** CHALLENGE **
Only lines holding the word "page" should be copied from the material.

** DATA BLOCK **
==================================================

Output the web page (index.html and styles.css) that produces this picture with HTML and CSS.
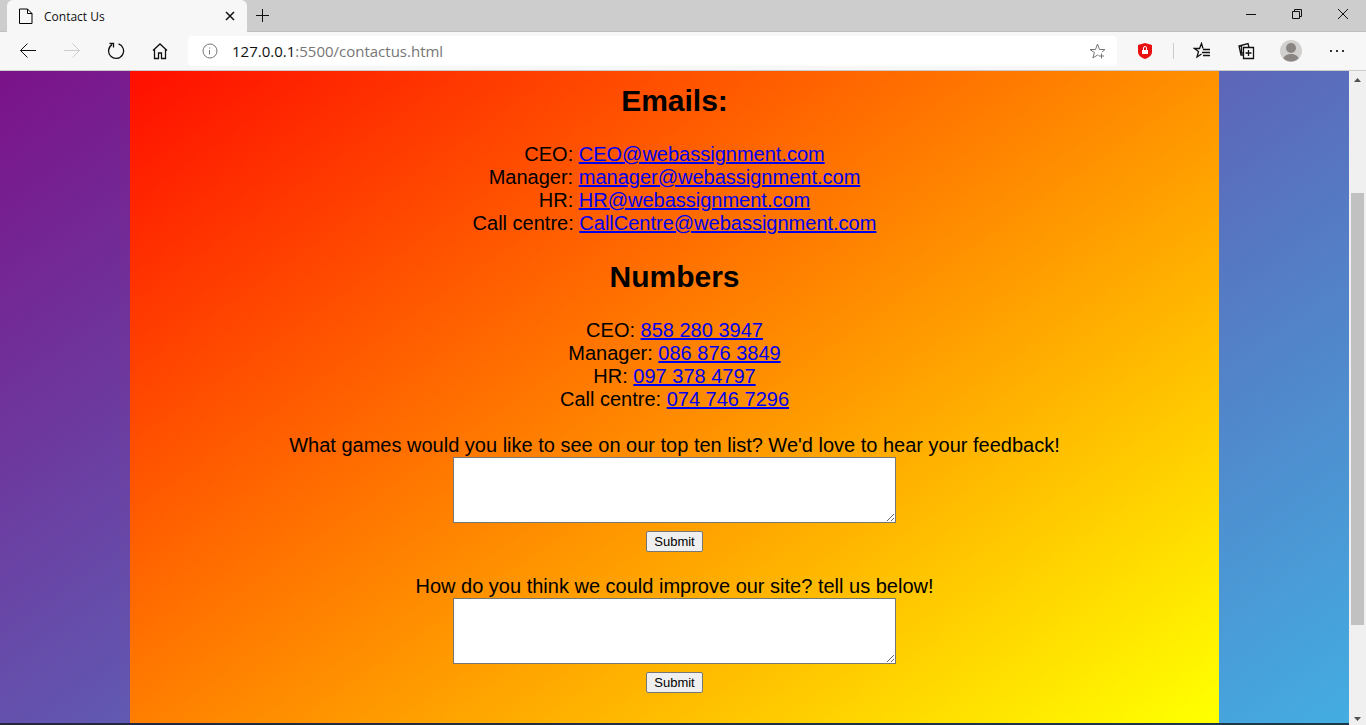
FILE: index.html
```html
<!DOCTYPE html>
<html lang="en">
<head>
<meta charset="utf-8">
<title>Contact Us</title>
<link rel="stylesheet" href="styles.css">
</head>
<body>
<div class="window">
  <header class="tabbar">
    <div class="tab">
      <svg class="page-icon" width="14" height="17" viewBox="0 0 14 17"><path d="M.5 1h8l4.500 4.500v10H.5zM8.500 1v4.500H13"/></svg>
      <span class="tab-title">Contact Us</span>
      <button class="tab-close" aria-label="Close tab"><svg width="10" height="10" viewBox="0 0 10 10"><path d="M1 1l8 8M9 1l-8 8"/></svg></button>
    </div>
    <button class="icon new-tab" aria-label="New tab"><svg width="13" height="13" viewBox="0 0 13 13"><path d="M6.500 0v13M0 6.500h13"/></svg></button>
    <div class="window-controls">
      <button class="icon" aria-label="Minimize"><svg width="12" height="12" viewBox="0 0 12 12"><path d="M1 6.500h10"/></svg></button>
      <button class="icon" aria-label="Restore"><svg width="12" height="12" viewBox="0 0 12 12"><path d="M1.500 3.500h7v7h-7zM3.500 3.500v-2h7v7h-2"/></svg></button>
      <button class="icon" aria-label="Close"><svg width="12" height="12" viewBox="0 0 12 12"><path d="M1 1l10 10M11 1L1 11"/></svg></button>
    </div>
  </header>
  <nav class="toolbar">
    <button class="icon" aria-label="Back"><svg width="18" height="18" viewBox="0 0 18 18"><path d="M17 8.500H1.500M8.500 1.500l-7 7 7 7"/></svg></button>
    <button class="icon disabled" aria-label="Forward" disabled><svg width="18" height="18" viewBox="0 0 18 18"><path d="M1 8.500h15.500M9.500 1.500l7 7-7 7"/></svg></button>
    <button class="icon" aria-label="Refresh"><svg width="18" height="18" viewBox="0 0 18 18"><path class="bold" d="M11.500 1.800A7.500 7.500 0 1 1 5 2.600M2.500 1.500h4v4"/></svg></button>
    <button class="icon" aria-label="Home"><svg width="18" height="18" viewBox="0 0 18 18"><path class="bold" d="M2 8.500L9 2l7 6.500M3.500 7.500v9h4V11h3v5.500h4v-9"/></svg></button>
    <div class="address">
      <svg class="info" width="16" height="16" viewBox="0 0 16 16"><circle cx="8" cy="8" r="7"/><path d="M7.500 7v4.500M7.500 4.500v1"/></svg>
      <a class="url" href="#content"><span class="host">127.0.0.1</span>:5500/contactus.html</a>
      <button class="favourite" aria-label="Add to favourites"><svg width="17" height="17" viewBox="0 0 17 17"><path d="M9.500 12.500l-1-.5-4.600 3 1.500-5.500L1 6.500h5.500L8.500 1l2 5.500H16l-3 2.500M12.500 10.500v5M10 13h5"/></svg></button>
    </div>
    <button class="icon shield" aria-label="Password protection"><svg width="16" height="18" viewBox="0 0 16 18"><path class="shield-body" d="M8 1l7 2v6.500c0 4-3 6-7 7.500-4-1.500-7-3.500-7-7.500V3z"/><path class="lock" d="M5 8h6v4H5z"/><path class="shackle" d="M6.500 8V6a1.500 1.500 0 0 1 3 0v2"/></svg></button>
    <span class="divider"></span>
    <div class="tools">
      <button class="icon" aria-label="Favourites"><svg width="18" height="18" viewBox="0 0 18 18"><path class="bold" d="M8.500 12l-4.500 3 1.500-5.500L1.500 6.500h5L8.500 1.500l1.500 5M10 7.500h7M9 10.500h8M10 13.500h7"/></svg></button>
      <button class="icon" aria-label="Collections"><svg width="18" height="18" viewBox="0 0 18 18"><path class="bold" d="M6.500 5.500h10v11h-10zM11.500 8v6M8.500 11h6M12 5.500l-1-4-9 2.500 2 9h2.500M4.500 3.500v7.500h2"/></svg></button>
      <button class="icon wide" aria-label="Profile"><svg width="22" height="22" viewBox="0 0 22 22"><circle class="avatar-bg" cx="11" cy="11" r="11"/><circle class="avatar" cx="11" cy="8" r="5"/><path class="avatar" d="M3.500 18.500c1-6 14-6 15 0-4 4-11 4-15 0z"/></svg></button>
      <button class="icon wide" aria-label="Settings and more"><svg width="18" height="18" viewBox="0 0 18 18"><path class="dots" d="M2 8h2v2H2zM8 8h2v2H8zM14 8h2v2h-2z"/></svg></button>
    </div>
  </nav>
  <div class="viewport">
    <div class="page">
      <main class="content" id="content">
        <h2>Emails:</h2>
        <p>CEO: <a href="mailto:CEO@webassignment.com">CEO@webassignment.com</a><br>
        Manager: <a href="mailto:manager@webassignment.com">manager@webassignment.com</a><br>
        HR: <a href="mailto:HR@webassignment.com">HR@webassignment.com</a><br>
        Call centre: <a href="mailto:CallCentre@webassignment.com">CallCentre@webassignment.com</a></p>
        <h2>Numbers</h2>
        <p>CEO: <a href="tel:8582803947">858 280 3947</a><br>
        Manager: <a href="tel:0868763849">086 876 3849</a><br>
        HR: <a href="tel:0973784797">097 378 4797</a><br>
        Call centre: <a href="tel:0747467296">074 746 7296</a></p>
        <form class="feedback">
          <label for="games">What games would you like to see on our top ten list? We'd love to hear your feedback!</label>
          <textarea id="games"></textarea>
          <button type="button">Submit</button>
        </form>
        <form class="feedback">
          <label for="improve">How do you think we could improve our site? tell us below!</label>
          <textarea id="improve"></textarea>
          <button type="button">Submit</button>
        </form>
      </main>
      <div class="footer-edge"></div>
    </div>
    <div class="scrollbar">
      <svg width="7" height="4" viewBox="0 0 7 4"><path d="M0 4l3.500-4L7 4z"/></svg>
      <div class="track"><div class="thumb"></div></div>
      <svg width="7" height="4" viewBox="0 0 7 4"><path d="M0 0l3.500 4L7 0z"/></svg>
    </div>
  </div>
</div>
</body>
</html>
```
FILE: styles.css
```css
* { box-sizing: border-box; }
body { margin: 0; font-family: "Liberation Sans", Arial, sans-serif; }
svg { display: block; fill: none; stroke: currentColor; }
.window { display: flex; flex-direction: column; height: 100vh; overflow: hidden; }

.tabbar { display: flex; height: 32px; flex: none; padding-left: 7px; background: #cdcdcd; border-bottom: 1px solid #c0c0c0; }
.tab { display: flex; align-items: center; width: 240px; height: 32px; padding: 0 12px; background: #f7f7f7; border-radius: 6px 6px 0 0; }
.tab-title { flex: 1; margin-left: 11px; font: 12px "Open Sans", sans-serif; color: #111; }
.tab-close, .favourite, .icon { display: flex; align-items: center; justify-content: center; padding: 0; border: 0; background: none; color: #111; }
.tab-close svg { stroke-width: 1.5; }
.bold { stroke-width: 1.3; }
.new-tab { width: 31px; }
.window-controls { display: flex; margin-left: auto; padding-bottom: 3px; }
.window-controls .icon { width: 46px; }

.toolbar { display: flex; align-items: center; flex: none; height: 39px; padding-left: 6px; background: #f7f7f7; border-bottom: 1px solid #ccc; }
.toolbar .icon { flex: none; width: 44px; height: 32px; }
.toolbar .wide { width: 46px; }
.toolbar .disabled { color: #ccc; }
.address { display: flex; align-items: center; flex: 1; height: 30px; margin-left: 6px; padding: 0 11px 0 14px; background: #fff; border-radius: 4px; }
.info { color: #767676; }
.url { flex: 1; margin-left: 14px; font: 15px "Open Sans", sans-serif; color: #767676; text-decoration: none; }
.host { color: #111; }
.favourite { color: #767676; }
.toolbar .shield { width: 56px; }
.shield-body { fill: #e81010; stroke: none; }
.lock { fill: #fff; stroke: none; }
.shackle { stroke: #fff; }
.divider { width: 1px; height: 16px; background: #ccc; }
.tools { display: flex; margin-left: 6px; padding-right: 6px; }
.avatar-bg { fill: #d2d0ce; stroke: none; }
.avatar { fill: #8a8583; stroke: none; }
.dots { fill: #333; stroke: none; }

.viewport { display: flex; flex: 1; min-height: 0; }
.page { display: flex; flex-direction: column; flex: 1; background: linear-gradient(145deg, #7b1289, #43ade1); }
.content { flex: 1; width: calc(80% + 10px); margin: 0 auto; text-align: center; font-size: 20px; line-height: 23px; background: linear-gradient(145deg, #ff0e00, #ffff00 99%); }
.content h2 { margin: 12px 0 24px; font-size: 30px; line-height: 36px; }
.content p { margin: 0 0 23px; }
.content p + h2 { margin-top: 24px; }
.content a { color: #00e; }
.feedback { display: flex; flex-direction: column; align-items: center; margin-bottom: 23px; }
.feedback textarea { width: 443px; max-width: 100%; height: 66px; border: 1px solid #767676; background: #fff; }
.feedback button { height: 21px; margin-top: 8px; padding: 1px 7px; border: 1px solid #767676; border-radius: 2px; background: #efefef; color: #000; font: 13px "Liberation Sans", Arial, sans-serif; }
.footer-edge { flex: none; height: 2px; background: linear-gradient(90deg, #252540, #1c3948); }
.scrollbar { display: flex; flex-direction: column; align-items: center; flex: none; width: 17px; padding: 7px 0 4px; background: #f0f0f0; }
.scrollbar svg { fill: #505050; stroke: none; }
.track { display: flex; flex-direction: column; flex: 1; width: 13px; padding: 111px 0 92px; }
.thumb { flex: 1; background: #c1c1c1; }
```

==================================================

** EXERCISE RESPONSE **
Output the web page (index.html and styles.css) that produces this picture with HTML and CSS.
      <svg class="page-icon" width="14" height="17" viewBox="0 0 14 17"><path d="M.5 1h8l4.500 4.500v10H.5zM8.500 1v4.500H13"/></svg>
    <div class="page">
.page { display: flex; flex-direction: column; flex: 1; background: linear-gradient(145deg, #7b1289, #43ade1); }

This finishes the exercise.